Corporate governance for the small business should give you structure to follow while providing the flexibility to waive the structure for business to be done. When I am reviewing these provisions, I am looking for the ability to get around them, and this is a good thing. For small businesses, the best boards meet when they can (but not always on a great schedule) and discuss strategic business decisions. Then they all sign an action by written consent that signifies what they need to do from a legal standpoint (usually very little).
I harp on this because clients (and sometimes their attorneys) get lost in this minutia. I have seen people have a back and forth about whether they should hold an annual meeting in March or April. Certain questions, such as this, can and should get worked out over time, but it is not worth the discussion at the outset2. With your shareholder and buy/sell agreements, the important point is to have a general buy/sell provision. A right of first refusal, for example, is essential. However, the decision as to whether you should have 10 or 30 days to exercise the right of first refusal is not essential.

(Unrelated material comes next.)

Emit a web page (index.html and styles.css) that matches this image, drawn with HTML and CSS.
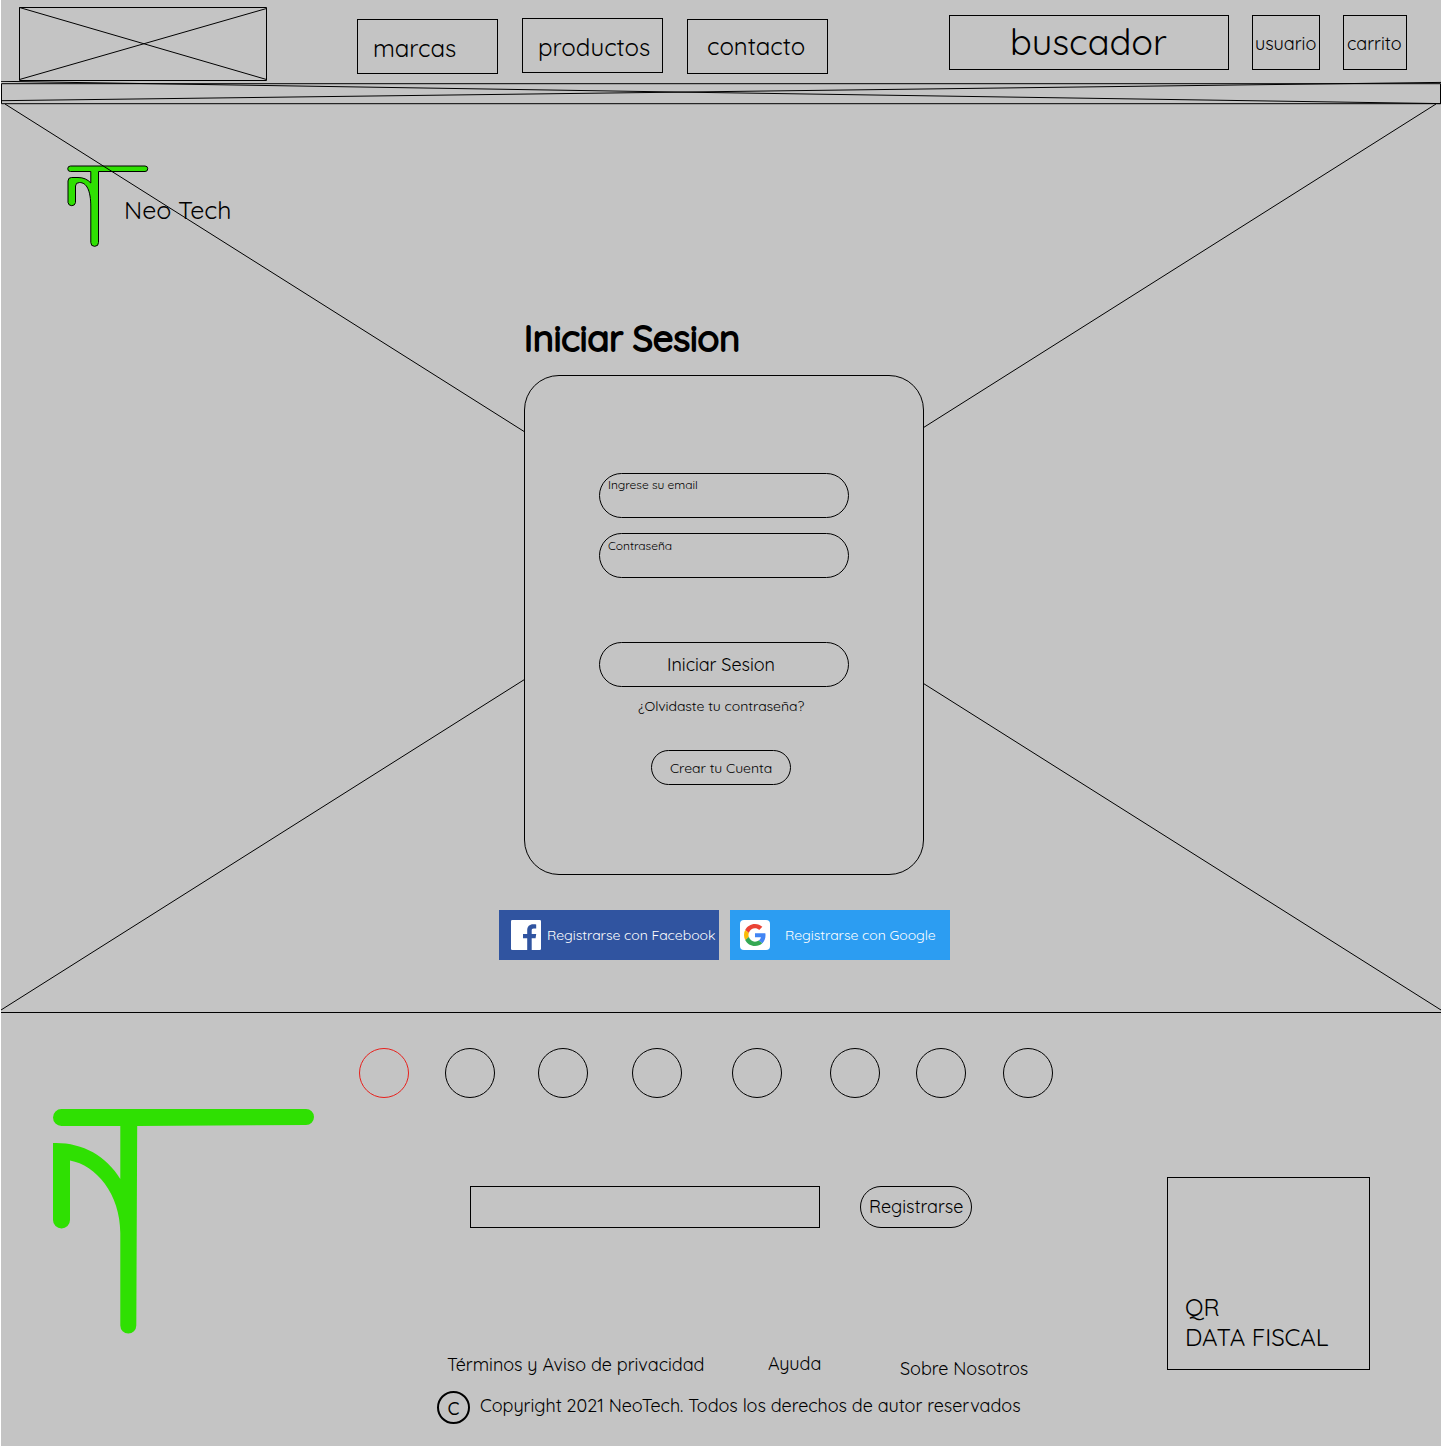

Corporate governance is a fluid process, and if you try to encapsulate all of the possibilities from the outset, you will get bogged down in the details. Oftentimes, the pain associated with redoing your corporate governance documents pushes you to adopt an informal policy that is contradictory to your actual way of doing business. People will adopt policies, get charged a lot of money and then act in a way that is consistent with good corporate governance but inconsistent with the documents they adopted. And having a policy in place that you do not follow is more dangerous than having no policy at all.
What is important?
With respect to corporate governance, the important questions are:
a. Who is on the board?
b. Who controls the board?
c. Who has the right to be on the board?
d. Who can fire who?
e. Who sets compensation?
f. What happens if there is a deadlock?
We tend to sugarcoat these matters. Business partners are often in a new relationship, and no one wants to lead with, “Hey, I love you, but I can fire you on a whim.” However, shareholder and operating agreements are analogous to prenuptial agreements.3 Oftentimes, entrepreneurs get hung up on the ability to be fired, and a lot of emphasis is put on employment agreements. Without downplaying the emotional dynamic of a person’s employment or decreasing the significance that employment agreements play in business, unless you are pro athlete or a tenured teacher, you are probably an employee at will. Most people go through life without much job security (when truly analyzed). My recommendation is to get these questions out on the table, be very explicit about what happens if people start disliking one another, and figure out if that is the appropriate arrangement. If business partners cannot get through that initial difficult conversation, how in the world are they going to collaborate on a successful business?
In both LLCs and corporations, the default decision process is that a majority wins. If you have over 50% of the vote, you have control over the corporation or LLC. Operating and shareholder agreements will try to put some parameters or limitations on this dynamic. In some cases, I believe these restrictions are appropriate. Certain people probably should be guaranteed a board seat. Certain people often should be allowed on the board initially, but with the understanding that they could be voted off. That said, the majority rules dynamic is an important one. If you own more equity than anyone else, shouldn’t you also have the right to do what you want with the company? Often these provisions are used more as a hammer than a productive tool.4
Finally, the last question is important — what about a deadlock? This dynamic is almost exclusive to two owner companies. Some people will adamantly insist that one person have control, and there is some wisdom to this. Every ship needs a captain. However, I personally do not have an issue with 50/50 ownership. If you do have a 50/50 partnership, I think it is critical that you have an agreement that would resolve a dispute. These provisions can and should include a mediated dispute and a put/call buy/sell. More important than actually providing a precise plan to untangle the mess, these provisions (and really all provisions) force parties to play nicely with one another. And this is really a key point for shareholder agreements and operating agreements. When things go sideways, you want to be sure that you can resolve the issue with the least amount of wealth destruction.
Goodrich Law Firm, LLC
1 Today’s inappropriate pop culture reference on corporate governance and minute keeping comes to us courtesy of The Wire.
2 I think of these questions as controversy creators. Some questions need to be asked and thought through. Some questions, like “When should we have our annual meeting” when you have not been in business for over a year is such a question. Wait and see. Have language in your by-laws that gives the board flexibility to move it should they want to move it.
3 With a critical difference of taking love out of the equation, thereby removing the stigma associated with prenups.
4 The analogy for this case is whether you want your company to run like the House of Representatives, where majority rules, or the Senate, where 60 (or more) percent controls. To a large degree, it is a choice between the lesser of two evils, and while one may be tempted to say neither, disputing owners can make the current Congress, as broken and foolish as it is, look like civilized intelligent human beings.